Typically, business owners pay their insurance on a month-by-month basis. However, it’s sometimes possible to pay the policy in full up-front. You could even cut back on business insurance costs by doing so.
Done and done. Pay those premiums and protect your business!
Step 5: Reassess And Renew Your Coverage
Now you’ve got an insurance policy that best meets your business’s needs…at this moment, at least. As you grow and expand as a business, it’s important to update your policies. Your insurance needs will change as your business changes.
What are a few changes that could prompt a renewed insurance policy?
- Changes in your company’s size or scope, such as taking on new employees, venturing into new markets, or launching new products/services
- Changes in legislation or industry regulations that end up impacting your insurance requirements (a somewhat relevant example — as per the Affordable Care Act, once you have 50 full-time employees, you must provide them with health insurance)
- Changes in your business’s risk profile, such as a heightened exposure to cyber threats or other workplace-related risks
- Changes in your budget or cash flow that affect your ability to pay your insurance premiums and deductibles
Every year, you’ll have the chance to review your needs and choose the coverage that best addresses them.
Business Insurance Final Thoughts
Research what you need and want, gather your information, comparison shop, purchase, and renew every year. When it comes to small business insurance, it can be that simple.

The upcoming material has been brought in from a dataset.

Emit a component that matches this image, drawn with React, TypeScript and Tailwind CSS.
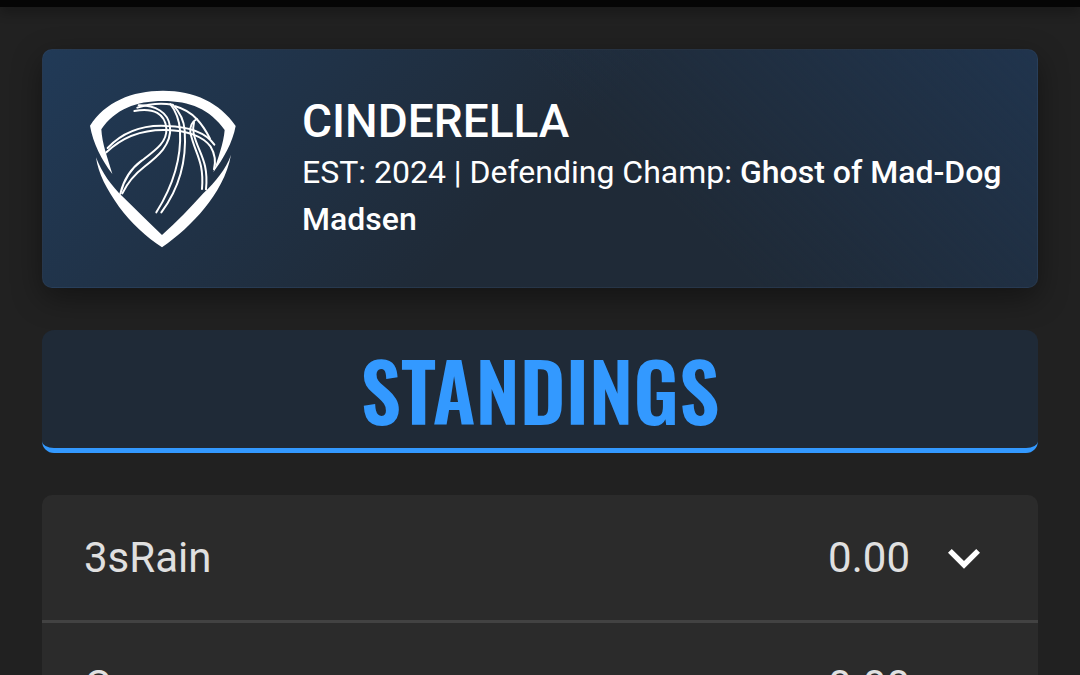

Shopping online is a great start since you’ll get a better sense of your options and how much they cost. When you’re ready, have a conversation with an insurance expert familiar with your industry. Check out reliable business insurance providers like The Hartford or Nationwide Business Insurance.
At the end of the day, insurance is about peace of mind.
An accident, lawsuit, or Act of God tear shouldn’t be your business’s downfall. Follow the advice given here as you’re shopping for small business insurance, and rest in the assurance that your hard work is protected.